The U.S. imports roughly $600 million of hemp products annually, but we can't legally grow it, unless it’s under a pilot or research program. Wisconsin is the 34th state to authorize a hemp research or pilot program, and it actually got its roots not too far away.
“The promotion of industrial hemp actually came out of Buffalo County,” Bragger said. “It was really neat to follow the process from a county through the state and receive this signed from the governor when he passed Act 100 in November.”
The Wisconsin Department of Agriculture, Trade and Consumer Protection will have until March 2nd to write an emergency rule spelling out the details of the program, including requirements for growers.
The DATCP is currently working on getting the rule written. They said requirements such criminal background checks, GPS coordinates for all hemp fields and licenses will be required.
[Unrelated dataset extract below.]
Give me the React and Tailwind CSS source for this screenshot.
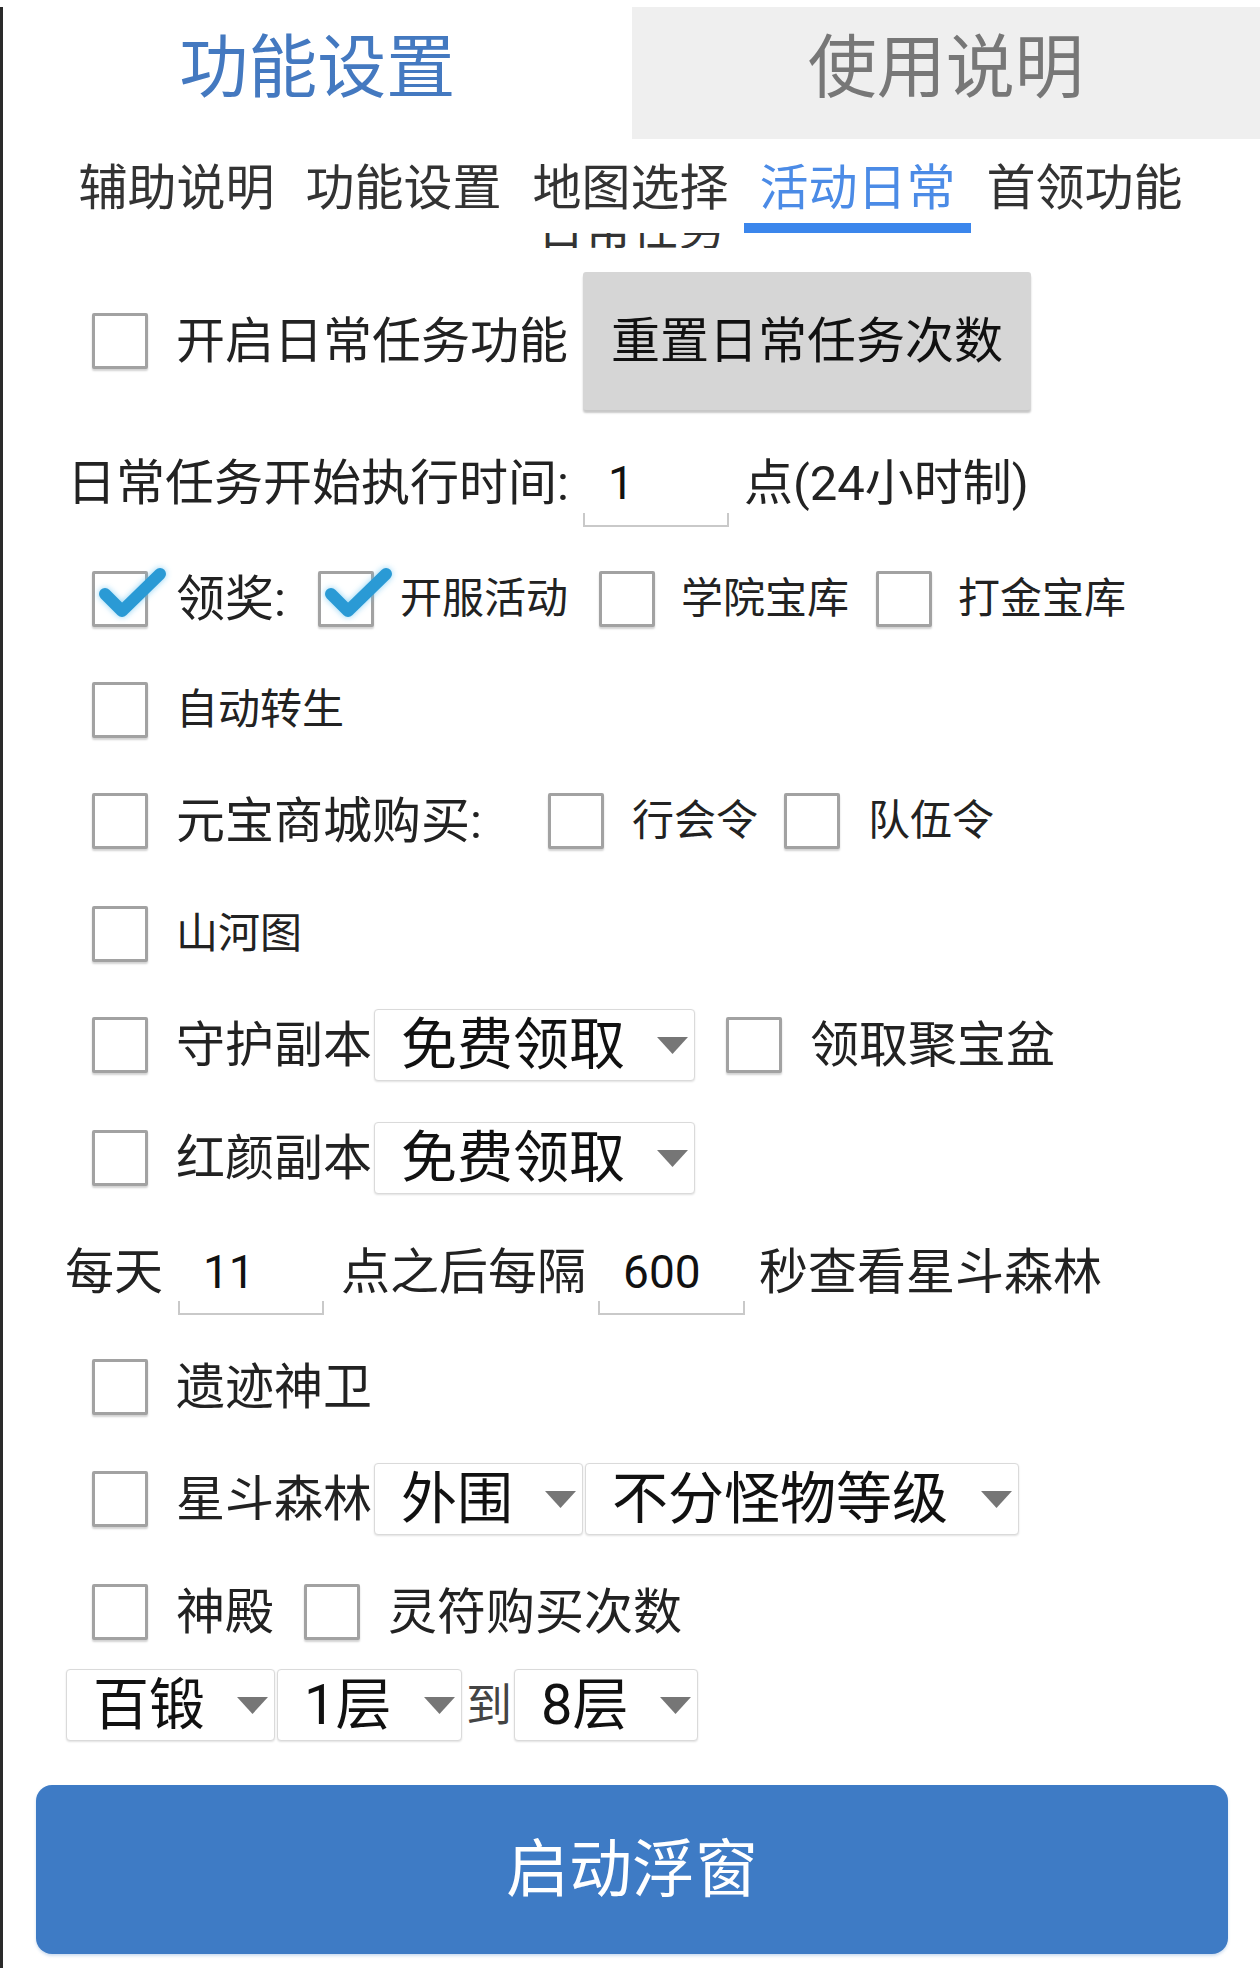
import React from "react";

const FONT = "font-[family-name:Roboto,'Noto_Sans_CJK_SC',sans-serif]";

// square checkbox, optional blue tick that pokes out of the box
function Box({ checked = false }) {
  return (
    <span className="relative block w-[56px] h-[56px] shrink-0 bg-white border-[3px] border-[#a2a2a2] rounded-[2px] shadow-[0_2px_2px_rgba(0,0,0,0.18)]">
      {checked && (
        <svg
          viewBox="0 0 76 56"
          className="absolute -left-[3px] -top-[9px] w-[76px] h-[56px] drop-shadow-[0_0_3px_rgba(90,190,240,0.7)]"
        >
          <polyline
            points="13,29 30,46 68,9"
            fill="none"
            stroke="#2a9ad5"
            strokeWidth="12"
            strokeLinecap="round"
            strokeLinejoin="round"
          />
        </svg>
      )}
    </span>
  );
}

function Label({ children, big = false, className = "" }) {
  return (
    <span
      className={`whitespace-nowrap leading-none text-[#222] ${
        big ? "text-[49px]" : "text-[42px]"
      } ${className}`}
    >
      {children}
    </span>
  );
}

// android-ish spinner with grey triangle
function Spinner({ text, width }) {
  return (
    <div
      className={`flex items-center justify-between h-[72px] pl-[26px] pr-[6px] bg-white border-[1.5px] border-[#dadada] rounded-[4px] shadow-[0_1px_2px_rgba(0,0,0,0.12)] ${width}`}
    >
      <span className="text-[56px] leading-none text-[#111] whitespace-nowrap">{text}</span>
      <svg viewBox="0 0 31 17" className="w-[31px] h-[17px] shrink-0">
        <polygon points="0,0 31,0 15.5,17" fill="#767676" />
      </svg>
    </div>
  );
}

// edit text with underline bracket
function Field({ value, width }) {
  return (
    <div className={`relative flex items-center h-full pl-[25px] ${width}`}>
      <span className="text-[46px] leading-none text-[#111]">{value}</span>
      <div className="absolute left-0 right-0 bottom-[1px] h-[14px] border-x-2 border-b-2 border-[#c9c9c9]" />
    </div>
  );
}

const subTabs = ["辅助说明", "功能设置", "地图选择", "活动日常", "首领功能"];

export default function App() {
  return (
    <div className={`w-[1260px] min-h-[1968px] bg-white pt-[7px] ${FONT}`}>
      <div className="border-l-[3px] border-[#2a2a2a] min-h-[1961px]">
        {/* top tabs */}
        <div className="flex h-[132px]">
          <div className="flex-1 flex justify-center pt-[27px]">
            <span className="text-[69px] leading-none text-[#4479c0]">功能设置</span>
          </div>
          <div className="flex-1 flex justify-center pt-[27px] bg-[#efefef]">
            <span className="text-[69px] leading-none text-[#777]">使用说明</span>
          </div>
        </div>

        {/* sub tabs */}
        <div className="flex h-[94px] pl-[60px]">
          {subTabs.map((t) => {
            const active = t === "活动日常";
            return (
              <div key={t} className="w-[227px] flex flex-col">
                <div className="flex-1 flex items-center justify-center pt-[14px]">
                  <span
                    className={`text-[49px] leading-none whitespace-nowrap ${
                      active ? "text-[#4b8be6]" : "text-[#333]"
                    }`}
                  >
                    {t}
                  </span>
                </div>
                <div className={`h-[10px] ${active ? "bg-[#3b86ec]" : ""}`} />
              </div>
            );
          })}
        </div>

        {/* section title scrolled under the tab bar */}
        <div className="h-[15px] overflow-hidden flex justify-center">
          <span className="text-[47px] leading-none text-[#333] -mt-[28px] h-[47px]">日常任务</span>
        </div>

        {/* rows */}
        <div className="flex items-center h-[138px] mt-[24px] pl-[89px]">
          <Box />
          <Label big className="ml-[28px]">开启日常任务功能</Label>
          <button className="ml-[15px] w-[448px] h-full bg-[#d6d6d6] rounded-[3px] shadow-[0_3px_2px_rgba(0,0,0,0.22)] flex items-center justify-center">
            <span className="text-[49px] leading-none text-[#111] whitespace-nowrap">重置日常任务次数</span>
          </button>
        </div>

        <div className="flex items-center h-[90px] mt-[28px] pl-[64px]">
          <Label big>日常任务开始执行时间:</Label>
          <Field value="1" width="w-[146px] ml-[14px]" />
          <Label big className="ml-[15px]">点(24小时制)</Label>
        </div>

        <div className="flex items-center h-[112px] mt-[15px] pl-[89px]">
          <Box checked />
          <Label big className="ml-[28px]">领奖:</Label>
          <span className="ml-[32px]"><Box checked /></span>
          <Label className="ml-[26px]">开服活动</Label>
          <span className="ml-[31px]"><Box /></span>
          <Label className="ml-[26px]">学院宝库</Label>
          <span className="ml-[27px]"><Box /></span>
          <Label className="ml-[26px]">打金宝库</Label>
        </div>

        <div className="flex items-center h-[110px] pl-[89px]">
          <Box />
          <Label className="ml-[28px]">自动转生</Label>
        </div>

        <div className="flex items-center h-[112px] pl-[89px]">
          <Box />
          <Label big className="ml-[28px]">元宝商城购买:</Label>
          <span className="ml-[66px]"><Box /></span>
          <Label className="ml-[28px]">行会令</Label>
          <span className="ml-[26px]"><Box /></span>
          <Label className="ml-[28px]">队伍令</Label>
        </div>

        <div className="flex items-center h-[114px] pl-[89px]">
          <Box />
          <Label className="ml-[28px]">山河图</Label>
        </div>

        <div className="flex items-center h-[108px] pl-[89px]">
          <Box />
          <Label big className="ml-[28px]">守护副本</Label>
          <Spinner text="免费领取" width="w-[321px] ml-[2px]" />
          <span className="ml-[31px]"><Box /></span>
          <Label big className="ml-[28px]">领取聚宝盆</Label>
        </div>

        <div className="flex items-center h-[118px] pl-[89px]">
          <Box />
          <Label big className="ml-[28px]">红颜副本</Label>
          <Spinner text="免费领取" width="w-[321px] ml-[2px]" />
        </div>

        <div className="flex items-center h-[88px] mt-[11px] pl-[62px]">
          <Label big>每天</Label>
          <Field value="11" width="w-[146px] ml-[15px]" />
          <Label big className="ml-[17px]">点之后每隔</Label>
          <Field value="600" width="w-[147px] ml-[12px]" />
          <Label big className="ml-[14px]">秒查看星斗森林</Label>
        </div>

        <div className="flex items-center h-[112px] mt-[15px] pl-[89px]">
          <Box />
          <Label big className="ml-[28px]">遗迹神卫</Label>
        </div>

        <div className="flex items-center h-[112px] pl-[89px]">
          <Box />
          <Label big className="ml-[28px]">星斗森林</Label>
          <Spinner text="外围" width="w-[209px] ml-[2px]" />
          <Spinner text="不分怪物等级" width="w-[434px] ml-[2px]" />
        </div>

        <div className="flex items-center h-[114px] pl-[89px]">
          <Box />
          <Label big className="ml-[28px]">神殿</Label>
          <span className="ml-[30px]"><Box /></span>
          <Label big className="ml-[28px]">灵符购买次数</Label>
        </div>

        <div className="flex items-center h-[72px] pl-[63px]">
          <Spinner text="百锻" width="w-[209px]" />
          <Spinner text="1层" width="w-[185px] ml-[2px]" />
          <span className="ml-[4px] text-[46px] leading-none text-[#444]">到</span>
          <Spinner text="8层" width="w-[184px] ml-[2px]" />
        </div>

        {/* start button */}
        <div className="pl-[33px] pr-[32px] mt-[44px]">
          <button className="w-full h-[169px] bg-[#3e7bc5] rounded-[16px] flex items-center justify-center shadow-[0_2px_3px_rgba(62,123,197,0.25)]">
            <span className="text-[63px] leading-none text-white">启动浮窗</span>
          </button>
        </div>
      </div>
    </div>
  );
}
There will also be an initial fee of $150 dollars or $5 per acre up to $1,000 dollars, whichever is more. They said they will maintain participant confidentiality except for law enforcement agencies. They are also not limiting the amount of farmers or number of acres being allowed to grow industrial hemp, which the DATCP will be requiring field tests which they will conduct.
The biggest take-away Anderson said is to make sure you have a buyer!
“Hemp is not something you can just bring to your local elevator and say, ‘hey, what’s your cash price for hemp today?’ So you have to have a buyer lined up.”